* _Exercise details_
Please transcribe the data below exactly. Leave the pictures out.
(begin)
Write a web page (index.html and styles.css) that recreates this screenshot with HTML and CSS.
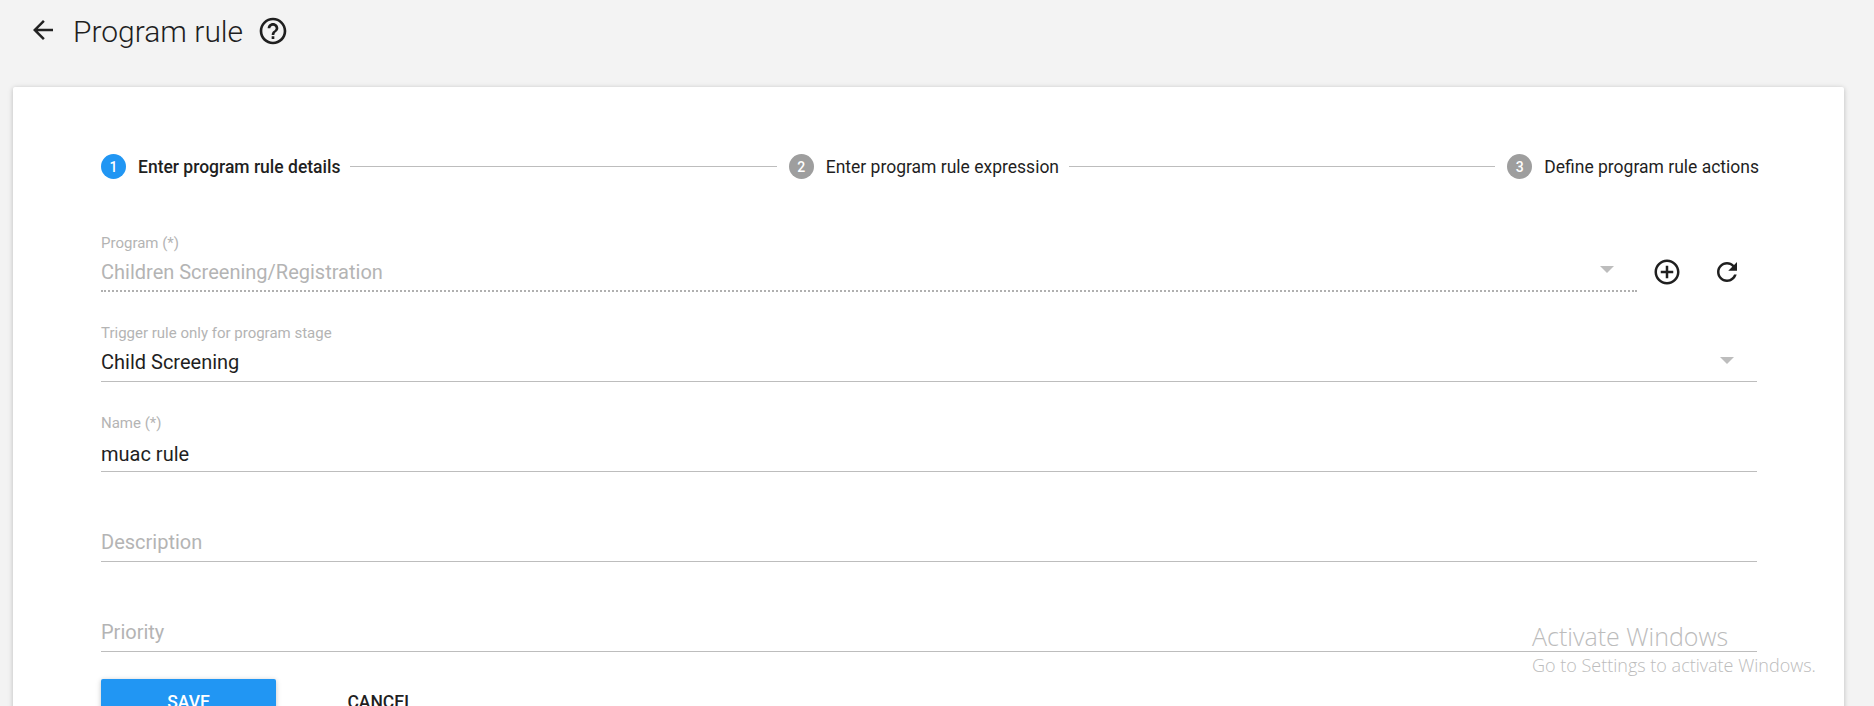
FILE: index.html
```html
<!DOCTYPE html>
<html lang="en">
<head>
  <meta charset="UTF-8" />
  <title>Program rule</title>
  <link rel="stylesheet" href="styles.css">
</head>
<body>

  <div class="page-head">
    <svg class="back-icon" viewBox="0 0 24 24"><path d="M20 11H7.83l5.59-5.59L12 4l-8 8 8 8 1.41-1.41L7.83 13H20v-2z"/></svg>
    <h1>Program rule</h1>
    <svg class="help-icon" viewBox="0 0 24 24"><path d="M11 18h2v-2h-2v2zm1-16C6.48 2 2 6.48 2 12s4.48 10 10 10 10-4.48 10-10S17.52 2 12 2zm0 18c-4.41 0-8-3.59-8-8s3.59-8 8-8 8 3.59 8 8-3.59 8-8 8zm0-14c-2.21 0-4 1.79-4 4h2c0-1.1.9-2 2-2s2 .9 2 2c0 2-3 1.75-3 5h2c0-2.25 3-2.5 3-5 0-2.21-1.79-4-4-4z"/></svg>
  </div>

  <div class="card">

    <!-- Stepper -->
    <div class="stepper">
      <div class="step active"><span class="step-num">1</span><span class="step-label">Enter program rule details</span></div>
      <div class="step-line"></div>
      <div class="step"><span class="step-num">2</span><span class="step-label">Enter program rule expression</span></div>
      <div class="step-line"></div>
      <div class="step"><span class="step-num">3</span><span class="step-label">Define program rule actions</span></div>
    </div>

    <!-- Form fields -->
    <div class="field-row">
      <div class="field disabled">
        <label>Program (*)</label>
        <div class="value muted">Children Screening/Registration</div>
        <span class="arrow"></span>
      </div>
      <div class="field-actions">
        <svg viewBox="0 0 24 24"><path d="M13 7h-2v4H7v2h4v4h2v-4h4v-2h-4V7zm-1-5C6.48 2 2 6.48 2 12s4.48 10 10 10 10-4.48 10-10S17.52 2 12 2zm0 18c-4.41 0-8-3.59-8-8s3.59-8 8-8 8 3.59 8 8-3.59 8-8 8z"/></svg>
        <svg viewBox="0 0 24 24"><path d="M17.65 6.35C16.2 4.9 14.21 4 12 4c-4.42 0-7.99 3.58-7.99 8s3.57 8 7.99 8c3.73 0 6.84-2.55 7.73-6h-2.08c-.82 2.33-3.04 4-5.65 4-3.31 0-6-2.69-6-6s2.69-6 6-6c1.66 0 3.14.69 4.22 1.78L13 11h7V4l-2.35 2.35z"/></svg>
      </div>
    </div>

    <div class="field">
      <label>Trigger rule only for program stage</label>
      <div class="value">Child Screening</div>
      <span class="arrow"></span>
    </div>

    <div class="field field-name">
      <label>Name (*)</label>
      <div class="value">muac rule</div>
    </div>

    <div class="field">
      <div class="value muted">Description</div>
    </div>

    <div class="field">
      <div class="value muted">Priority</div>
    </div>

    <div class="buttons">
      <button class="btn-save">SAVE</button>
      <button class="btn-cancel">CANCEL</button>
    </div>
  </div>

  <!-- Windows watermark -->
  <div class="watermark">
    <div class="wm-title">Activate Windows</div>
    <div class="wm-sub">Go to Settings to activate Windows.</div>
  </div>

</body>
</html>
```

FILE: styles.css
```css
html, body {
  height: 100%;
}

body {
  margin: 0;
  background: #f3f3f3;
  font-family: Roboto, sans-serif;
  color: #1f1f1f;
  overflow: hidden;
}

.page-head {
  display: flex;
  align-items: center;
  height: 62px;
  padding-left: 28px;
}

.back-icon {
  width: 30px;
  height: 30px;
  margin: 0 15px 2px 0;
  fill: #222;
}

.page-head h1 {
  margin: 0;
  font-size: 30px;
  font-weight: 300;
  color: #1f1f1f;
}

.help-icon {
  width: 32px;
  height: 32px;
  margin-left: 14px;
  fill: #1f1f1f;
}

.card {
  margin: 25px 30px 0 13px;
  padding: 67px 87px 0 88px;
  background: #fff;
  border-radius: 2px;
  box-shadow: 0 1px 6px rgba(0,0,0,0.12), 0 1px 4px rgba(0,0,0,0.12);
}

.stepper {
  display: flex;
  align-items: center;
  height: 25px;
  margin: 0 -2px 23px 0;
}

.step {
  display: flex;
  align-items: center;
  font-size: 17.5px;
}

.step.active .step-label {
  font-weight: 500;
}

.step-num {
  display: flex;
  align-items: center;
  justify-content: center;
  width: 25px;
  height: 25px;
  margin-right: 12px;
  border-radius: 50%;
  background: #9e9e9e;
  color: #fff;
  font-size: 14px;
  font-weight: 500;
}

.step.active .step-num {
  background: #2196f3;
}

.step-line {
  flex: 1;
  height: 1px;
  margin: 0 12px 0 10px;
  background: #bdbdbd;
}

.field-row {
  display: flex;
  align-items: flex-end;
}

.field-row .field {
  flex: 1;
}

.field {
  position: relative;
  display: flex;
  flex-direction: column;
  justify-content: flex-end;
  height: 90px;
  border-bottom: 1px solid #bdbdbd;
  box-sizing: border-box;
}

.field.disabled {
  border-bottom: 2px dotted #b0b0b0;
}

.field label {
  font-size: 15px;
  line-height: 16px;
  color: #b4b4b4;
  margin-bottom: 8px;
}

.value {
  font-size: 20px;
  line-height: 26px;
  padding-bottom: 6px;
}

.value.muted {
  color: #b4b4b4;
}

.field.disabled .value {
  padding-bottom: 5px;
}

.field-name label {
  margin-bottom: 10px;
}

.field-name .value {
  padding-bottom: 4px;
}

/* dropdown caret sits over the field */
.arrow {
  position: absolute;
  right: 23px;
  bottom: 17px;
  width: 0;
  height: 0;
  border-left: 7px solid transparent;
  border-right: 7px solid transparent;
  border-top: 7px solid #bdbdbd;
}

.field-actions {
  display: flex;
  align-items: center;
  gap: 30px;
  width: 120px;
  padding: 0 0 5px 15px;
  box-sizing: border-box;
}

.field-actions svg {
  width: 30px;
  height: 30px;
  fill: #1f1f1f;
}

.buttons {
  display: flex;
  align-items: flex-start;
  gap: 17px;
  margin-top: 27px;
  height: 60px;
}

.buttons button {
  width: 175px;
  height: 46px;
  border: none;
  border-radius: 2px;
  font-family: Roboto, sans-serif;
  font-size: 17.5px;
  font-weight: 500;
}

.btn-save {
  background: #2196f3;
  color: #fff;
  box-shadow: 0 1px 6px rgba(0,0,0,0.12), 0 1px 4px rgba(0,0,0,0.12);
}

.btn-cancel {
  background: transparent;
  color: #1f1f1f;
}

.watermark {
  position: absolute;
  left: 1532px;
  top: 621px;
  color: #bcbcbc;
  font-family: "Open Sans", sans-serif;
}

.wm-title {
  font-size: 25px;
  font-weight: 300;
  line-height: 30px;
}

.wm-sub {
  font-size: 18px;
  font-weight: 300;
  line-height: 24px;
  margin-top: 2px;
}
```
(end)
* _Final answer_
Write a web page (index.html and styles.css) that recreates this screenshot with HTML and CSS.
FILE: index.html
```html
<!DOCTYPE html>
<html lang="en">
<head>
  <meta charset="UTF-8" />
  <title>Program rule</title>
  <link rel="stylesheet" href="styles.css">
</head>
<body>

  <div class="page-head">
    <svg class="back-icon" viewBox="0 0 24 24"><path d="M20 11H7.83l5.59-5.59L12 4l-8 8 8 8 1.41-1.41L7.83 13H20v-2z"/></svg>
    <h1>Program rule</h1>
    <svg class="help-icon" viewBox="0 0 24 24"><path d="M11 18h2v-2h-2v2zm1-16C6.48 2 2 6.48 2 12s4.48 10 10 10 10-4.48 10-10S17.52 2 12 2zm0 18c-4.41 0-8-3.59-8-8s3.59-8 8-8 8 3.59 8 8-3.59 8-8 8zm0-14c-2.21 0-4 1.79-4 4h2c0-1.1.9-2 2-2s2 .9 2 2c0 2-3 1.75-3 5h2c0-2.25 3-2.5 3-5 0-2.21-1.79-4-4-4z"/></svg>
  </div>

  <div class="card">

    <!-- Stepper -->
    <div class="stepper">
      <div class="step active"><span class="step-num">1</span><span class="step-label">Enter program rule details</span></div>
      <div class="step-line"></div>
      <div class="step"><span class="step-num">2</span><span class="step-label">Enter program rule expression</span></div>
      <div class="step-line"></div>
      <div class="step"><span class="step-num">3</span><span class="step-label">Define program rule actions</span></div>
    </div>

    <!-- Form fields -->
    <div class="field-row">
      <div class="field disabled">
        <label>Program (*)</label>
        <div class="value muted">Children Screening/Registration</div>
        <span class="arrow"></span>
      </div>
      <div class="field-actions">
        <svg viewBox="0 0 24 24"><path d="M13 7h-2v4H7v2h4v4h2v-4h4v-2h-4V7zm-1-5C6.48 2 2 6.48 2 12s4.48 10 10 10 10-4.48 10-10S17.52 2 12 2zm0 18c-4.41 0-8-3.59-8-8s3.59-8 8-8 8 3.59 8 8-3.59 8-8 8z"/></svg>
        <svg viewBox="0 0 24 24"><path d="M17.65 6.35C16.2 4.9 14.21 4 12 4c-4.42 0-7.99 3.58-7.99 8s3.57 8 7.99 8c3.73 0 6.84-2.55 7.73-6h-2.08c-.82 2.33-3.04 4-5.65 4-3.31 0-6-2.69-6-6s2.69-6 6-6c1.66 0 3.14.69 4.22 1.78L13 11h7V4l-2.35 2.35z"/></svg>
      </div>
    </div>

    <div class="field">
      <label>Trigger rule only for program stage</label>
      <div class="value">Child Screening</div>
      <span class="arrow"></span>
    </div>

    <div class="field field-name">
      <label>Name (*)</label>
      <div class="value">muac rule</div>
    </div>

    <div class="field">
      <div class="value muted">Description</div>
    </div>

    <div class="field">
      <div class="value muted">Priority</div>
    </div>

    <div class="buttons">
      <button class="btn-save">SAVE</button>
      <button class="btn-cancel">CANCEL</button>
    </div>
  </div>

  <!-- Windows watermark -->
  <div class="watermark">
    <div class="wm-title">Activate Windows</div>
    <div class="wm-sub">Go to Settings to activate Windows.</div>
  </div>

</body>
</html>
```

FILE: styles.css
```css
html, body {
  height: 100%;
}

body {
  margin: 0;
  background: #f3f3f3;
  font-family: Roboto, sans-serif;
  color: #1f1f1f;
  overflow: hidden;
}

.page-head {
  display: flex;
  align-items: center;
  height: 62px;
  padding-left: 28px;
}

.back-icon {
  width: 30px;
  height: 30px;
  margin: 0 15px 2px 0;
  fill: #222;
}

.page-head h1 {
  margin: 0;
  font-size: 30px;
  font-weight: 300;
  color: #1f1f1f;
}

.help-icon {
  width: 32px;
  height: 32px;
  margin-left: 14px;
  fill: #1f1f1f;
}

.card {
  margin: 25px 30px 0 13px;
  padding: 67px 87px 0 88px;
  background: #fff;
  border-radius: 2px;
  box-shadow: 0 1px 6px rgba(0,0,0,0.12), 0 1px 4px rgba(0,0,0,0.12);
}

.stepper {
  display: flex;
  align-items: center;
  height: 25px;
  margin: 0 -2px 23px 0;
}

.step {
  display: flex;
  align-items: center;
  font-size: 17.5px;
}

.step.active .step-label {
  font-weight: 500;
}

.step-num {
  display: flex;
  align-items: center;
  justify-content: center;
  width: 25px;
  height: 25px;
  margin-right: 12px;
  border-radius: 50%;
  background: #9e9e9e;
  color: #fff;
  font-size: 14px;
  font-weight: 500;
}

.step.active .step-num {
  background: #2196f3;
}

.step-line {
  flex: 1;
  height: 1px;
  margin: 0 12px 0 10px;
  background: #bdbdbd;
}

.field-row {
  display: flex;
  align-items: flex-end;
}

.field-row .field {
  flex: 1;
}

.field {
  position: relative;
  display: flex;
  flex-direction: column;
  justify-content: flex-end;
  height: 90px;
  border-bottom: 1px solid #bdbdbd;
  box-sizing: border-box;
}

.field.disabled {
  border-bottom: 2px dotted #b0b0b0;
}

.field label {
  font-size: 15px;
  line-height: 16px;
  color: #b4b4b4;
  margin-bottom: 8px;
}

.value {
  font-size: 20px;
  line-height: 26px;
  padding-bottom: 6px;
}

.value.muted {
  color: #b4b4b4;
}

.field.disabled .value {
  padding-bottom: 5px;
}

.field-name label {
  margin-bottom: 10px;
}

.field-name .value {
  padding-bottom: 4px;
}

/* dropdown caret sits over the field */
.arrow {
  position: absolute;
  right: 23px;
  bottom: 17px;
  width: 0;
  height: 0;
  border-left: 7px solid transparent;
  border-right: 7px solid transparent;
  border-top: 7px solid #bdbdbd;
}

.field-actions {
  display: flex;
  align-items: center;
  gap: 30px;
  width: 120px;
  padding: 0 0 5px 15px;
  box-sizing: border-box;
}

.field-actions svg {
  width: 30px;
  height: 30px;
  fill: #1f1f1f;
}

.buttons {
  display: flex;
  align-items: flex-start;
  gap: 17px;
  margin-top: 27px;
  height: 60px;
}

.buttons button {
  width: 175px;
  height: 46px;
  border: none;
  border-radius: 2px;
  font-family: Roboto, sans-serif;
  font-size: 17.5px;
  font-weight: 500;
}

.btn-save {
  background: #2196f3;
  color: #fff;
  box-shadow: 0 1px 6px rgba(0,0,0,0.12), 0 1px 4px rgba(0,0,0,0.12);
}

.btn-cancel {
  background: transparent;
  color: #1f1f1f;
}

.watermark {
  position: absolute;
  left: 1532px;
  top: 621px;
  color: #bcbcbc;
  font-family: "Open Sans", sans-serif;
}

.wm-title {
  font-size: 25px;
  font-weight: 300;
  line-height: 30px;
}

.wm-sub {
  font-size: 18px;
  font-weight: 300;
  line-height: 24px;
  margin-top: 2px;
}
```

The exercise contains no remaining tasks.